Prompt:
Check every line of the entries that follow, and copy the ones containing "with".

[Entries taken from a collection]
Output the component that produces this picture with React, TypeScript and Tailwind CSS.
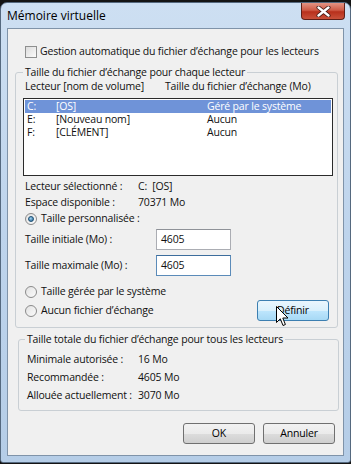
import React from "react";

const font = "font-['Open_Sans','Noto_Sans',sans-serif]";

function Radio({ checked = false }: { checked?: boolean }) {
  return (
    <span className="w-[12px] h-[12px] rounded-full border border-[#8a8a8a] bg-gradient-to-br from-[#e2e2e2] to-[#fbfbfb] flex items-center justify-center shrink-0">
      {checked && (
        <span className="w-[6px] h-[6px] rounded-full bg-[radial-gradient(circle_at_40%_35%,#9fd2f3,#1d5e8c)] border border-[#1c4f74]" />
      )}
    </span>
  );
}

function Cursor() {
  return (
    <svg width="13" height="21" viewBox="0 0 13 21" className="absolute left-[18px] top-[5px]">
      <path
        d="M0.5 0.5 L0.5 16.5 L4.3 12.8 L7 19.5 L9.4 18.5 L6.8 12 L12 12 Z"
        fill="#fff"
        stroke="#000"
        strokeWidth="1"
        strokeLinejoin="round"
      />
    </svg>
  );
}

function Btn({ children, hot = false }: { children: React.ReactNode; hot?: boolean }) {
  return (
    <button
      className={
        hot
          ? "relative w-[72px] h-[21px] rounded-[3px] border border-[#3c7fb1] bg-[linear-gradient(#eaf6fd_0%,#d9f0fc_50%,#bee6fd_51%,#a7d9f5_100%)] text-black"
          : "w-[72px] h-[21px] rounded-[3px] border border-[#707070] bg-[linear-gradient(#f2f2f2_0%,#ebebeb_50%,#dddddd_51%,#cfcfcf_100%)] text-black"
      }
    >
      {children}
      {hot && <Cursor />}
    </button>
  );
}

export default function App() {
  return (
    <div
      className={`w-[351px] h-[464px] bg-[#141414] pt-[2px] ${font} text-[10.5px] tracking-[-0.17px] text-[#111] whitespace-nowrap`}
    >
      <div className="h-[461px] rounded-t-[7px] rounded-b-[3px] border border-[#55697f] bg-gradient-to-b from-[#cddff2] via-[#bed4ec] to-[#b5cde7] flex flex-col">
        {/* title bar */}
        <div className="h-[25px] flex items-start justify-between pl-[6px] pr-[5px]">
          <span className="mt-[4px] text-[12px] tracking-normal text-black">Mémoire virtuelle</span>
          <div className="w-[44px] h-[17px] rounded-b-[4px] border border-t-0 border-[#5e1f17] bg-[linear-gradient(#e39484_0%,#cf5a45_45%,#b8301c_55%,#c9513a_100%)] flex items-center justify-center">
            <svg width="15" height="11" viewBox="0 0 15 11">
              <path d="M2.5 1.5 L12.5 9.5 M12.5 1.5 L2.5 9.5" stroke="#3b1410" strokeWidth="4" strokeLinecap="round" />
              <path d="M2.5 1.5 L12.5 9.5 M12.5 1.5 L2.5 9.5" stroke="#fff" strokeWidth="2.4" strokeLinecap="round" />
            </svg>
          </div>
        </div>

        {/* client area */}
        <div className="flex-1 mx-[6px] mb-[6px] bg-[#f0f0f0] border border-[#7f93a9] flex flex-col">
          <div className="mt-[17px] ml-[17px] h-[12px] flex items-center gap-[3px]">
            <span className="w-[12px] h-[12px] border border-[#8e8f8f] bg-gradient-to-br from-[#dcdcdc] to-[#fbfbfb] shrink-0" />
            <span>Gestion automatique du fichier d&rsquo;échange pour les lecteurs</span>
          </div>

          {/* group 1 */}
          <fieldset className="mt-[7px] ml-[7px] w-[323px] border border-[#c9cfd4] rounded-[3px] pl-[7px] pr-[4px] pb-[6px]">
            <legend className="px-[2px] leading-[15px]">Taille du fichier d&rsquo;échange pour chaque lecteur</legend>
            <div className="h-[14px] flex items-center pl-[2px]">
              <span className="w-[140px]">Lecteur [nom de volume]</span>
              <span>Taille du fichier d&rsquo;échange (Mo)</span>
            </div>
            <div className="mt-[4px] w-[310px] h-[78px] border border-[#2b2b2b] bg-white pt-[1px] px-[1px] leading-[13px]">
              <div className="h-[13px] flex items-center bg-[#6f93d8] text-white pl-[2px]">
                <span className="w-[29px]">C:</span>
                <span className="w-[151px]">[OS]</span>
                <span>Géré par le système</span>
              </div>
              <div className="h-[13px] flex items-center pl-[2px]">
                <span className="w-[29px]">E:</span>
                <span className="w-[151px]">[Nouveau nom]</span>
                <span>Aucun</span>
              </div>
              <div className="h-[13px] flex items-center pl-[2px]">
                <span className="w-[29px]">F:</span>
                <span className="w-[151px]">[CLÉMENT]</span>
                <span>Aucun</span>
              </div>
            </div>

            <div className="mt-[3px] h-[16px] flex items-center pl-[2px]">
              <span className="w-[113px]">Lecteur sélectionné :</span>
              <span>C:&nbsp;&nbsp;[OS]</span>
            </div>
            <div className="h-[16px] flex items-center pl-[2px]">
              <span className="w-[113px]">Espace disponible :</span>
              <span>70371 Mo</span>
            </div>
            <div className="h-[16px] flex items-center gap-[4px] pl-[2px]">
              <Radio checked />
              <span>Taille personnalisée :</span>
            </div>

            <div className="mt-[2px] h-[21px] flex items-center pl-[2px]">
              <span className="w-[131px]">Taille initiale (Mo) :</span>
              <div className="w-[75px] h-[21px] border border-[#abadb3] border-t-[#8f9298] bg-white flex items-center pl-[4px]">4605</div>
            </div>
            <div className="mt-[5px] h-[21px] flex items-center pl-[2px]">
              <span className="w-[131px]">Taille maximale (Mo) :</span>
              <div className="w-[75px] h-[21px] border border-[#5b8bb9] border-t-[#3d6d9c] bg-white flex items-center pl-[4px]">4605</div>
            </div>

            <div className="mt-[8px] h-[16px] flex items-center gap-[4px] pl-[2px]">
              <Radio />
              <span>Taille gérée par le système</span>
            </div>
            <div className="h-[21px] flex items-center justify-between pl-[2px] pr-[4px]">
              <div className="flex items-center gap-[4px]">
                <Radio />
                <span>Aucun fichier d&rsquo;échange</span>
              </div>
              <Btn hot>Définir</Btn>
            </div>
          </fieldset>

          {/* group 2 */}
          <fieldset className="mt-[4px] ml-[10px] w-[321px] border border-[#c9cfd4] rounded-[3px] pl-[6px] pb-[5px]">
            <legend className="px-[2px] leading-[15px]">Taille totale du fichier d&rsquo;échange pour tous les lecteurs</legend>
            <div className="mt-[4px] h-[18px] flex items-center pl-[2px]">
              <span className="w-[111px]">Minimale autorisée :</span>
              <span>16 Mo</span>
            </div>
            <div className="h-[18px] flex items-center pl-[2px]">
              <span className="w-[111px]">Recommandée :</span>
              <span>4605 Mo</span>
            </div>
            <div className="h-[18px] flex items-center pl-[2px]">
              <span className="w-[111px]">Allouée actuellement :</span>
              <span>3070 Mo</span>
            </div>
          </fieldset>

          <div className="mt-[12px] flex justify-end gap-[8px] pr-[8px]">
            <Btn>OK</Btn>
            <Btn>Annuler</Btn>
          </div>
        </div>
      </div>
    </div>
  );
}
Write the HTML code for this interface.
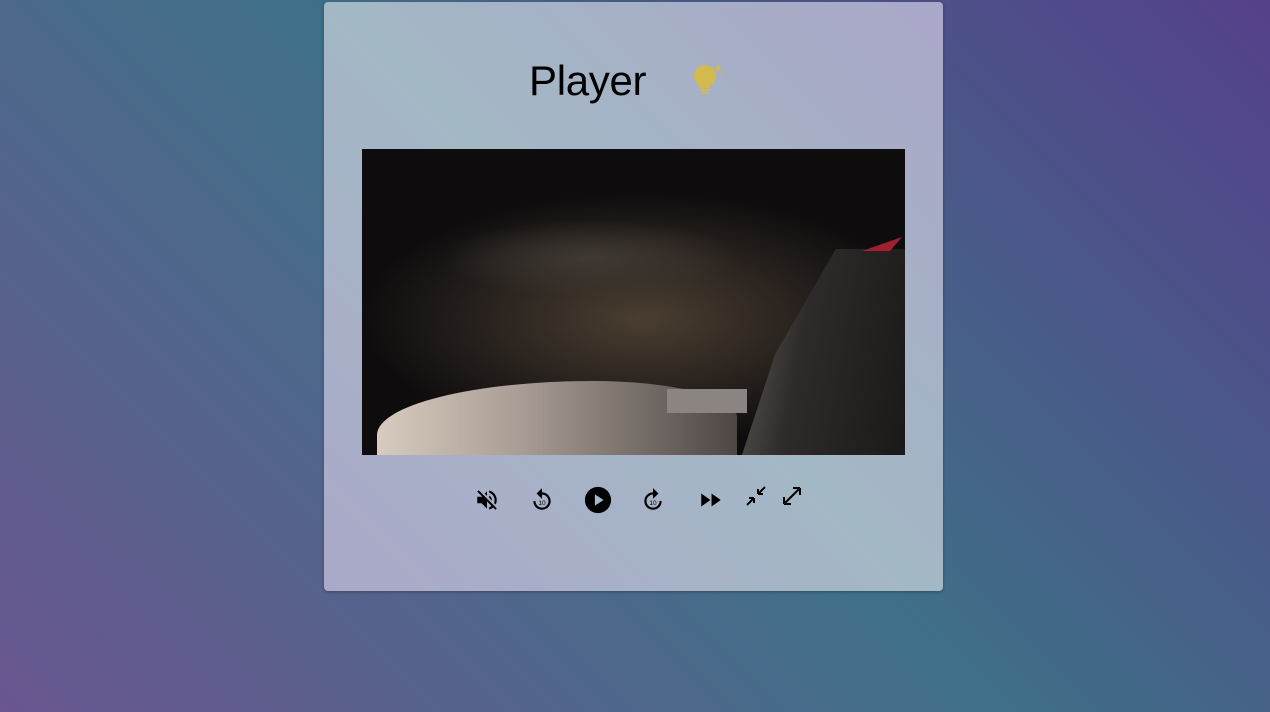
<!DOCTYPE html>
<html><head><style>
html,body{margin:0;width:1270px;height:712px;overflow:hidden}
body{background:linear-gradient(45deg,#6a5691 0%,#3f7088 50%,#55408a 100%);font-family:"Liberation Sans",sans-serif;position:relative}
.card{position:absolute;left:324px;top:2px;width:619px;height:589px;border-radius:4px;background:linear-gradient(45deg,#aba9c9 0%,#a3b8c5 50%,#aaa7c8 100%);box-shadow:0 1px 3px rgba(0,0,0,.3)}
h1{position:absolute;left:205px;top:54px;margin:0;font-size:42px;font-weight:normal;color:#000;letter-spacing:-0.3px;line-height:50px}
.video{position:absolute;left:38px;top:147px;width:543px;height:306px;background:#0e0c0d;overflow:hidden}
.ctl svg{position:absolute}
</style></head><body>
<div class="card">
<h1>Player</h1>
<svg style="position:absolute;left:366px;top:60px" width="36" height="36" viewBox="0 0 36 36">
<circle cx="15" cy="14" r="11" fill="#d4b94c"/><rect x="10" y="21" width="10" height="5" fill="#d4b94c"/>
<rect x="10" y="27" width="10" height="2" fill="#d4b94c"/><rect x="12" y="30" width="6" height="2" fill="#d4b94c"/>
<path d="M28 2l1.3 3.2 3.2 1.3-3.2 1.3-1.3 3.2-1.3-3.2-3.2-1.3 3.2-1.3z" fill="#d4b94c"/><circle cx="32" cy="12" r="1" fill="#d4b94c"/>
</svg>
<div class="video">
<div style="position:absolute;left:0;top:0;width:543px;height:306px;background:radial-gradient(ellipse 330px 150px at 280px 170px,#4a3e30,#231e1b 55%,#0e0c0d 85%)"></div>
<div style="position:absolute;left:80px;top:70px;width:300px;height:80px;background:radial-gradient(ellipse,#3f3933,transparent 70%)"></div>
<div style="position:absolute;left:15px;top:232px;width:360px;height:90px;border-radius:60% 40% 0 0;background:linear-gradient(90deg,#d8ccc0,#a89c94 40%,#4d4744)"></div>
<div style="position:absolute;left:305px;top:240px;width:80px;height:24px;background:#8a8582"></div>
<div style="position:absolute;left:370px;top:100px;width:173px;height:210px;background:linear-gradient(100deg,#6a6460,#2e2b2a 40%,#1a1918);clip-path:polygon(5% 100%,25% 50%,60% 0,100% 0,100% 100%)"></div>
<div style="position:absolute;left:500px;top:88px;width:40px;height:14px;background:#a02030;clip-path:polygon(0 100%,100% 0,70% 100%)"></div>
</div>
</div>
<div class="ctl">
<svg style="left:474px;top:487px" width="26" height="26" viewBox="0 0 24 24"><path d="M16.5 12c0-1.77-1.02-3.290-2.5-4.03v2.21l2.45 2.45c.03-.2.05-.41.05-.63zm2.5 0c0 .94-.2 1.82-.54 2.64l1.51 1.51C20.63 14.91 21 13.5 21 12c0-4.28-2.99-7.86-7-8.770v2.06c2.89.86 5 3.54 5 6.71zM4.27 3L3 4.27 7.730 9H3v6h4l5 5v-6.73l4.25 4.25c-.67.52-1.42.93-2.25 1.18v2.06c1.38-.31 2.63-.95 3.69-1.81L19.73 21 21 19.73l-9-9L4.27 3zM12 4L9.91 6.09 12 8.18V4z"/></svg>
<svg style="left:529px;top:486px" width="26" height="28" viewBox="0 0 24 24"><path d="M11.99 5V1l-5 5 5 5V7c3.31 0 6 2.69 6 6s-2.69 6-6 6-6-2.69-6-6h-2c0 4.42 3.58 8 8 8s8-3.58 8-8-3.58-8-8-8z"/><text x="12" y="16.5" font-size="6" text-anchor="middle" font-family="Liberation Sans">10</text></svg>
<svg style="left:583px;top:485px" width="30" height="30" viewBox="0 0 24 24"><circle cx="12" cy="12" r="10.5"/><path d="M9.5 7.5v9l7-4.5z" fill="#a3b9c6"/></svg>
<svg style="left:640px;top:486px" width="26" height="28" viewBox="0 0 24 24"><path d="M12.01 5V1l5 5-5 5V7c-3.31 0-6 2.69-6 6s2.69 6 6 6 6-2.69 6-6h2c0 4.42-3.58 8-8 8s-8-3.58-8-8 3.58-8 8-8z"/><text x="12" y="16.5" font-size="6" text-anchor="middle" font-family="Liberation Sans">10</text></svg>
<svg style="left:697px;top:487px" width="28" height="26" viewBox="0 0 24 24"><path d="M3 6v12l8.5-6zM12.5 6v12l8.5-6z"/></svg>
<svg style="left:744px;top:484px" width="24" height="24" viewBox="0 0 24 24"><path d="M3 21l7-7M10 14v5M10 14H5M21 3l-7 7M14 10V5M14 10h5" stroke="#000" stroke-width="2" fill="none"/></svg>
<svg style="left:780px;top:484px" width="24" height="24" viewBox="0 0 24 24"><path d="M4 20L20 4M4 20v-7M4 20h7M20 4v7M20 4h-7" stroke="#000" stroke-width="2" fill="none"/></svg>
</div>
</body></html>
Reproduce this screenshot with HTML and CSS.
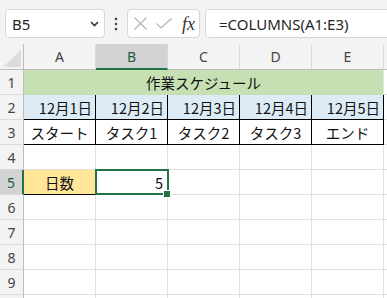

Task response:
Output the component that produces this picture with React, TypeScript and Tailwind CSS.
Reproduce this screenshot with HTML and CSS.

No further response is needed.